VACC pumps purchase power of cyclists with Businesses for Bikes program
If you ask Erin O’Melinn, cyclists don’t only have pedal power; they also have purchase power. And they know how to use it.
“Cyclists spend more than people think and their average income is way higher than people think,” O’Melinn, the program manager responsible for the Vancouver Area Cycling Coalition’s Businesses for Bikes initiative, which launched today (September 28), told the Straight by phone.
According to O’Melinn, Businesses for Bikes is a membership-driven program which already has 62 founding members on day one.

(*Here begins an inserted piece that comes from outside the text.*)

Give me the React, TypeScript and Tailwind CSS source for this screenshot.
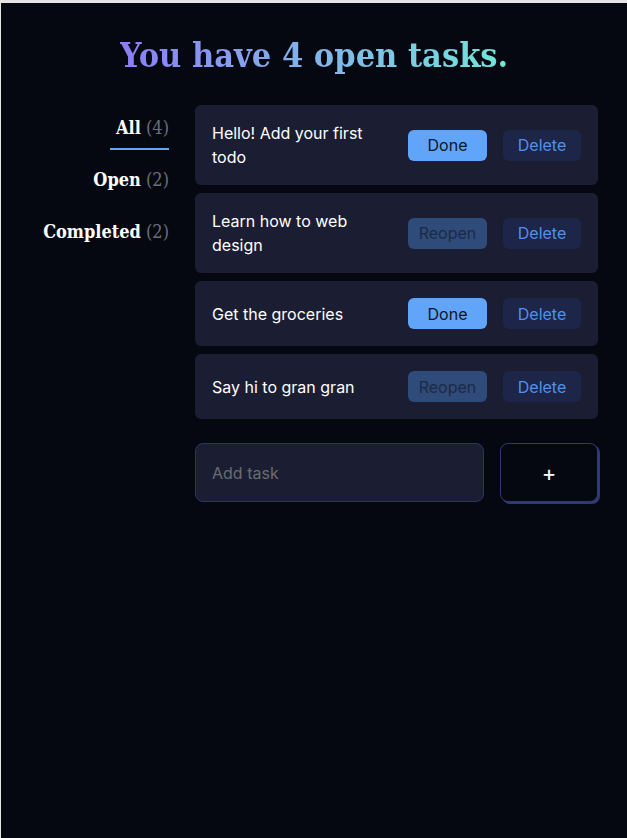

One member, Ron van der Eerden of downtown-based Pacific Image Home Designs, is an outspoken cyclist who has long touted the benefits of increased cycling in the region, and particularly in the city centre.
“As cycling downtown becomes safer and more people take advantage of that choice, the liveability of the public realm improves,” Van der Eerden states in today’s VACC press release on Businesses for Bikes. “This draws more people to the core and invites them to stay longer. It’s good for business.”
O’Melinn said VACC surveyed more than 1,400 cyclists in Metro Vancouver who participated in Bike to Work Week and found around 50 percent of them earn $50,000 or more per year. Of those surveyed, about a quarter make $75,000 or over.
She said the program is not about being antagonistic toward the Downtown Vancouver Business Improvement Association, whose executive director, Charles Gauthier, was one of the main opponents of the Burrard Bridge lane-reallocation trial.
“I know that both the DVBIA and the Board of Trade have had their opinions voiced quite loudly, and we wanted to provide a balanced view and show that there are a number of businesses that are very supportive of cycling improvements and cycling in general,” O’Melinn added.
Later O’Melinn said, “The DVBIA are not the enemy by any means.”
In the coming months, Businesses for Bikes will distribute a Guide for Marketing to Cyclists and kick off a Discover by Bike project, according to the VACC release.
For the past two months, the city has been accepting public input on a proposed separated bike lane on Hornby Street.